Information supplied:
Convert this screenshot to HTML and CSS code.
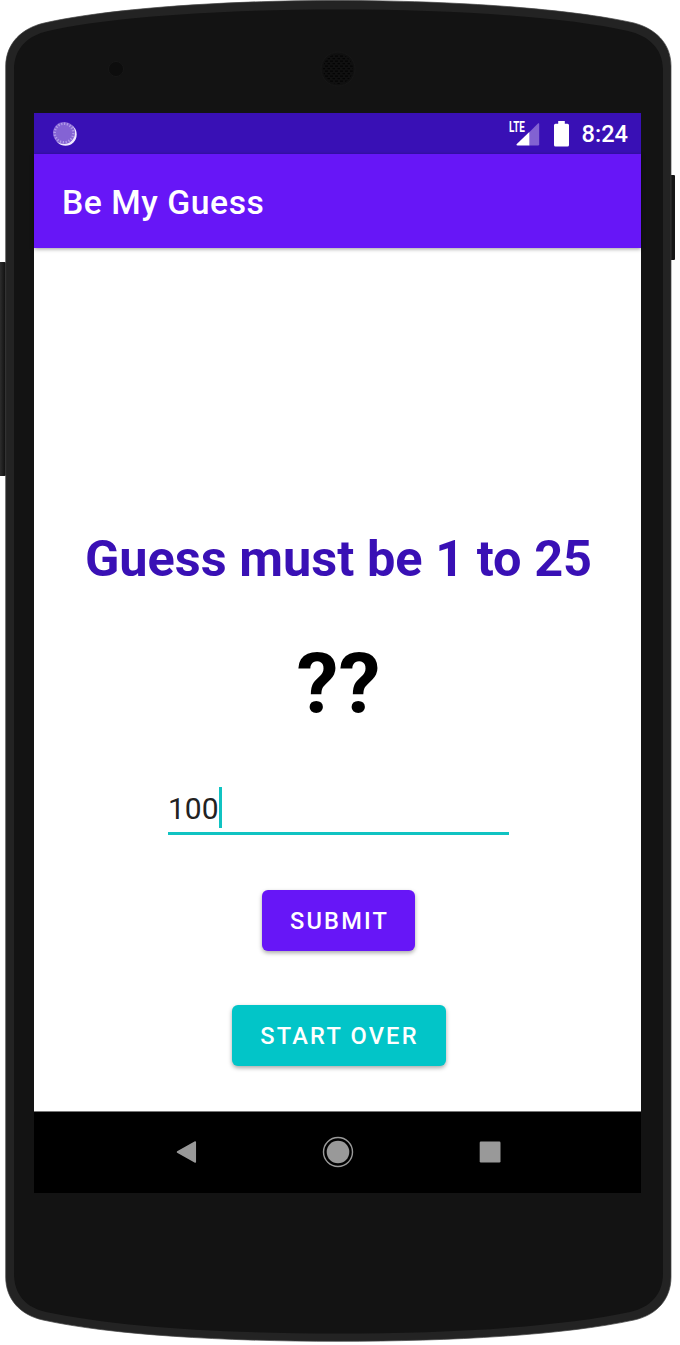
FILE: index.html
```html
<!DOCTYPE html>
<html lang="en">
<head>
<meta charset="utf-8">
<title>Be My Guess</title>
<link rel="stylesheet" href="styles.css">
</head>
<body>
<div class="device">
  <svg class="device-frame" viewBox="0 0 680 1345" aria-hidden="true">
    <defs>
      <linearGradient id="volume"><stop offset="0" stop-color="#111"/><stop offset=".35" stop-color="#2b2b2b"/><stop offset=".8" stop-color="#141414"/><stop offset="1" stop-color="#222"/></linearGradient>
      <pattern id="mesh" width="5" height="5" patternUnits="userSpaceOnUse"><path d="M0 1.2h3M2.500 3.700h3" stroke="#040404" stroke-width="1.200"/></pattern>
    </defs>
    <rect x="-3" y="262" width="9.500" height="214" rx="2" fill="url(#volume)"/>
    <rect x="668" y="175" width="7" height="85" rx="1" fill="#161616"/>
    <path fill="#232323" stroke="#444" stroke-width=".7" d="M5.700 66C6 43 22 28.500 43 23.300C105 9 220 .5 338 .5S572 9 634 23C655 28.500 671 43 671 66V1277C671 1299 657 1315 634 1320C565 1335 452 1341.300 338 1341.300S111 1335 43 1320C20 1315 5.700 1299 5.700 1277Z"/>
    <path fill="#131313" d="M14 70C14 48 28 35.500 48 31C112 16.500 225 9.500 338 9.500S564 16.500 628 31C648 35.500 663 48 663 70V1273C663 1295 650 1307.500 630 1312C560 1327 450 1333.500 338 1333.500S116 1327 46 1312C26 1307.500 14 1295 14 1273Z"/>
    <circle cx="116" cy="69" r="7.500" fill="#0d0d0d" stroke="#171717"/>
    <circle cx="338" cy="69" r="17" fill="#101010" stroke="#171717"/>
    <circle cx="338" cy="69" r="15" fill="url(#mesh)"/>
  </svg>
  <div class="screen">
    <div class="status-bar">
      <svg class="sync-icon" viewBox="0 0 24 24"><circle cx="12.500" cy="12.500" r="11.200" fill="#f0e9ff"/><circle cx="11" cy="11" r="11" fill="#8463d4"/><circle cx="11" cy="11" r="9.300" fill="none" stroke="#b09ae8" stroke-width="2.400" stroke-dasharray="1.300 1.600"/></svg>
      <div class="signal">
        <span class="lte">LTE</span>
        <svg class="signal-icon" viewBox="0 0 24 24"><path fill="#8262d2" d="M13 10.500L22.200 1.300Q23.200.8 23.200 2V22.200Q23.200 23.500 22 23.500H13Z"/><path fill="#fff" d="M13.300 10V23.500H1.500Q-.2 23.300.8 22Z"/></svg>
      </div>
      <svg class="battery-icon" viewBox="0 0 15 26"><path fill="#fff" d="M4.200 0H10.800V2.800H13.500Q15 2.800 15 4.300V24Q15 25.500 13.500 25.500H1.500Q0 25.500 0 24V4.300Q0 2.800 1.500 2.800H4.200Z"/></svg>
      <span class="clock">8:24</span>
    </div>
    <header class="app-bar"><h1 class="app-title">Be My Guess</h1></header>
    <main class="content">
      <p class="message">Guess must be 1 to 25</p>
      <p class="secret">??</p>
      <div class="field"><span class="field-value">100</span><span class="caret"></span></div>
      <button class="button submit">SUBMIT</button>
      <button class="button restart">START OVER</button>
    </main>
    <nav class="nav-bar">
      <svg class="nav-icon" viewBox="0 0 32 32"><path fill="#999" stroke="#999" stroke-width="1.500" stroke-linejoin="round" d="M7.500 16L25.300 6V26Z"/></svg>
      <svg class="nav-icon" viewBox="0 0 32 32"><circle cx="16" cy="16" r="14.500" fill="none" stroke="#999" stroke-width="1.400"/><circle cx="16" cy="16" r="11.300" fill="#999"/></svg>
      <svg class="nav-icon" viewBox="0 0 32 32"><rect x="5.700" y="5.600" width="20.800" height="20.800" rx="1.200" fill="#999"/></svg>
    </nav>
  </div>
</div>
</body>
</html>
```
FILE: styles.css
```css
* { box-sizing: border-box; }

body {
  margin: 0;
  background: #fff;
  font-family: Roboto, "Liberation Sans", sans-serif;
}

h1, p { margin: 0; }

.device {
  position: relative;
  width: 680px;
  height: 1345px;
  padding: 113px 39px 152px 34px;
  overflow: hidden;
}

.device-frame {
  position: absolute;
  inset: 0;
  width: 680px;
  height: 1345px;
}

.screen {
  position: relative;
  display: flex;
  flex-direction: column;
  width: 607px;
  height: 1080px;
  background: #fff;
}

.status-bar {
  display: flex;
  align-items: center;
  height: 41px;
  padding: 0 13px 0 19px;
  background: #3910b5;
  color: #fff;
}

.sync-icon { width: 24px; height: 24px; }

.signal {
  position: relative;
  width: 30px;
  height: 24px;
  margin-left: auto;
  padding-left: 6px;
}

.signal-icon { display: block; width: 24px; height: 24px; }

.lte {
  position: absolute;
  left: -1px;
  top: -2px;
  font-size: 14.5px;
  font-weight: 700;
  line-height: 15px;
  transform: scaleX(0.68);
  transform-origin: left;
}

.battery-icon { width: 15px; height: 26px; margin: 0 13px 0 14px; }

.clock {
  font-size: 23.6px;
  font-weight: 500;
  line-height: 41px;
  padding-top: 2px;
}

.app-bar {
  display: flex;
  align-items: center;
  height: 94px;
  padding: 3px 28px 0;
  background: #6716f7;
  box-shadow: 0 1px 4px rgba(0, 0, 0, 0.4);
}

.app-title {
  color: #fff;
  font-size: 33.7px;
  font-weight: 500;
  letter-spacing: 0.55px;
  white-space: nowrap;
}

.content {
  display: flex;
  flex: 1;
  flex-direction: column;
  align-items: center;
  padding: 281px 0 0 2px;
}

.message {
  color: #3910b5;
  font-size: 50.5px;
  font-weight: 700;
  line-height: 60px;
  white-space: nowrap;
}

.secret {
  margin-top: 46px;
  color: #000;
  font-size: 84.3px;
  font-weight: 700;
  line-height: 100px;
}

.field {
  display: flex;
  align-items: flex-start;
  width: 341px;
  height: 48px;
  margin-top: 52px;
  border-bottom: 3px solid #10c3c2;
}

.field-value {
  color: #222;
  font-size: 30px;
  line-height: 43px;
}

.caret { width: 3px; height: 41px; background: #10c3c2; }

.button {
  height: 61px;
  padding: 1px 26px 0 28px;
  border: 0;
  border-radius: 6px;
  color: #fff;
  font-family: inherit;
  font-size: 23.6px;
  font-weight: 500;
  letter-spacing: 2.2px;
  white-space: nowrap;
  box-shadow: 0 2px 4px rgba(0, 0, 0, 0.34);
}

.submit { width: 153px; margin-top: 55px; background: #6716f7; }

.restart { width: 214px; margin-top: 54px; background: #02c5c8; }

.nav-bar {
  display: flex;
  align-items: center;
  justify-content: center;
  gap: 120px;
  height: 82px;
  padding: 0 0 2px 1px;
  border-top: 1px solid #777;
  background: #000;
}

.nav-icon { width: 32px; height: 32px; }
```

Exercise aim: Each line of the material must be retyped exactly, except that images are omitted.

Answer to the problem:
Convert this screenshot to HTML and CSS code.
FILE: index.html
```html
<!DOCTYPE html>
<html lang="en">
<head>
<meta charset="utf-8">
<title>Be My Guess</title>
<link rel="stylesheet" href="styles.css">
</head>
<body>
<div class="device">
  <svg class="device-frame" viewBox="0 0 680 1345" aria-hidden="true">
    <defs>
      <linearGradient id="volume"><stop offset="0" stop-color="#111"/><stop offset=".35" stop-color="#2b2b2b"/><stop offset=".8" stop-color="#141414"/><stop offset="1" stop-color="#222"/></linearGradient>
      <pattern id="mesh" width="5" height="5" patternUnits="userSpaceOnUse"><path d="M0 1.2h3M2.500 3.700h3" stroke="#040404" stroke-width="1.200"/></pattern>
    </defs>
    <rect x="-3" y="262" width="9.500" height="214" rx="2" fill="url(#volume)"/>
    <rect x="668" y="175" width="7" height="85" rx="1" fill="#161616"/>
    <path fill="#232323" stroke="#444" stroke-width=".7" d="M5.700 66C6 43 22 28.500 43 23.300C105 9 220 .5 338 .5S572 9 634 23C655 28.500 671 43 671 66V1277C671 1299 657 1315 634 1320C565 1335 452 1341.300 338 1341.300S111 1335 43 1320C20 1315 5.700 1299 5.700 1277Z"/>
    <path fill="#131313" d="M14 70C14 48 28 35.500 48 31C112 16.500 225 9.500 338 9.500S564 16.500 628 31C648 35.500 663 48 663 70V1273C663 1295 650 1307.500 630 1312C560 1327 450 1333.500 338 1333.500S116 1327 46 1312C26 1307.500 14 1295 14 1273Z"/>
    <circle cx="116" cy="69" r="7.500" fill="#0d0d0d" stroke="#171717"/>
    <circle cx="338" cy="69" r="17" fill="#101010" stroke="#171717"/>
    <circle cx="338" cy="69" r="15" fill="url(#mesh)"/>
  </svg>
  <div class="screen">
    <div class="status-bar">
      <svg class="sync-icon" viewBox="0 0 24 24"><circle cx="12.500" cy="12.500" r="11.200" fill="#f0e9ff"/><circle cx="11" cy="11" r="11" fill="#8463d4"/><circle cx="11" cy="11" r="9.300" fill="none" stroke="#b09ae8" stroke-width="2.400" stroke-dasharray="1.300 1.600"/></svg>
      <div class="signal">
        <span class="lte">LTE</span>
        <svg class="signal-icon" viewBox="0 0 24 24"><path fill="#8262d2" d="M13 10.500L22.200 1.300Q23.200.8 23.200 2V22.200Q23.200 23.500 22 23.500H13Z"/><path fill="#fff" d="M13.300 10V23.500H1.500Q-.2 23.300.8 22Z"/></svg>
      </div>
      <svg class="battery-icon" viewBox="0 0 15 26"><path fill="#fff" d="M4.200 0H10.800V2.800H13.500Q15 2.800 15 4.300V24Q15 25.500 13.500 25.500H1.500Q0 25.500 0 24V4.300Q0 2.800 1.500 2.800H4.200Z"/></svg>
      <span class="clock">8:24</span>
    </div>
    <header class="app-bar"><h1 class="app-title">Be My Guess</h1></header>
    <main class="content">
      <p class="message">Guess must be 1 to 25</p>
      <p class="secret">??</p>
      <div class="field"><span class="field-value">100</span><span class="caret"></span></div>
      <button class="button submit">SUBMIT</button>
      <button class="button restart">START OVER</button>
    </main>
    <nav class="nav-bar">
      <svg class="nav-icon" viewBox="0 0 32 32"><path fill="#999" stroke="#999" stroke-width="1.500" stroke-linejoin="round" d="M7.500 16L25.300 6V26Z"/></svg>
      <svg class="nav-icon" viewBox="0 0 32 32"><circle cx="16" cy="16" r="14.500" fill="none" stroke="#999" stroke-width="1.400"/><circle cx="16" cy="16" r="11.300" fill="#999"/></svg>
      <svg class="nav-icon" viewBox="0 0 32 32"><rect x="5.700" y="5.600" width="20.800" height="20.800" rx="1.200" fill="#999"/></svg>
    </nav>
  </div>
</div>
</body>
</html>
```
FILE: styles.css
```css
* { box-sizing: border-box; }

body {
  margin: 0;
  background: #fff;
  font-family: Roboto, "Liberation Sans", sans-serif;
}

h1, p { margin: 0; }

.device {
  position: relative;
  width: 680px;
  height: 1345px;
  padding: 113px 39px 152px 34px;
  overflow: hidden;
}

.device-frame {
  position: absolute;
  inset: 0;
  width: 680px;
  height: 1345px;
}

.screen {
  position: relative;
  display: flex;
  flex-direction: column;
  width: 607px;
  height: 1080px;
  background: #fff;
}

.status-bar {
  display: flex;
  align-items: center;
  height: 41px;
  padding: 0 13px 0 19px;
  background: #3910b5;
  color: #fff;
}

.sync-icon { width: 24px; height: 24px; }

.signal {
  position: relative;
  width: 30px;
  height: 24px;
  margin-left: auto;
  padding-left: 6px;
}

.signal-icon { display: block; width: 24px; height: 24px; }

.lte {
  position: absolute;
  left: -1px;
  top: -2px;
  font-size: 14.5px;
  font-weight: 700;
  line-height: 15px;
  transform: scaleX(0.68);
  transform-origin: left;
}

.battery-icon { width: 15px; height: 26px; margin: 0 13px 0 14px; }

.clock {
  font-size: 23.6px;
  font-weight: 500;
  line-height: 41px;
  padding-top: 2px;
}

.app-bar {
  display: flex;
  align-items: center;
  height: 94px;
  padding: 3px 28px 0;
  background: #6716f7;
  box-shadow: 0 1px 4px rgba(0, 0, 0, 0.4);
}

.app-title {
  color: #fff;
  font-size: 33.7px;
  font-weight: 500;
  letter-spacing: 0.55px;
  white-space: nowrap;
}

.content {
  display: flex;
  flex: 1;
  flex-direction: column;
  align-items: center;
  padding: 281px 0 0 2px;
}

.message {
  color: #3910b5;
  font-size: 50.5px;
  font-weight: 700;
  line-height: 60px;
  white-space: nowrap;
}

.secret {
  margin-top: 46px;
  color: #000;
  font-size: 84.3px;
  font-weight: 700;
  line-height: 100px;
}

.field {
  display: flex;
  align-items: flex-start;
  width: 341px;
  height: 48px;
  margin-top: 52px;
  border-bottom: 3px solid #10c3c2;
}

.field-value {
  color: #222;
  font-size: 30px;
  line-height: 43px;
}

.caret { width: 3px; height: 41px; background: #10c3c2; }

.button {
  height: 61px;
  padding: 1px 26px 0 28px;
  border: 0;
  border-radius: 6px;
  color: #fff;
  font-family: inherit;
  font-size: 23.6px;
  font-weight: 500;
  letter-spacing: 2.2px;
  white-space: nowrap;
  box-shadow: 0 2px 4px rgba(0, 0, 0, 0.34);
}

.submit { width: 153px; margin-top: 55px; background: #6716f7; }

.restart { width: 214px; margin-top: 54px; background: #02c5c8; }

.nav-bar {
  display: flex;
  align-items: center;
  justify-content: center;
  gap: 120px;
  height: 82px;
  padding: 0 0 2px 1px;
  border-top: 1px solid #777;
  background: #000;
}

.nav-icon { width: 32px; height: 32px; }
```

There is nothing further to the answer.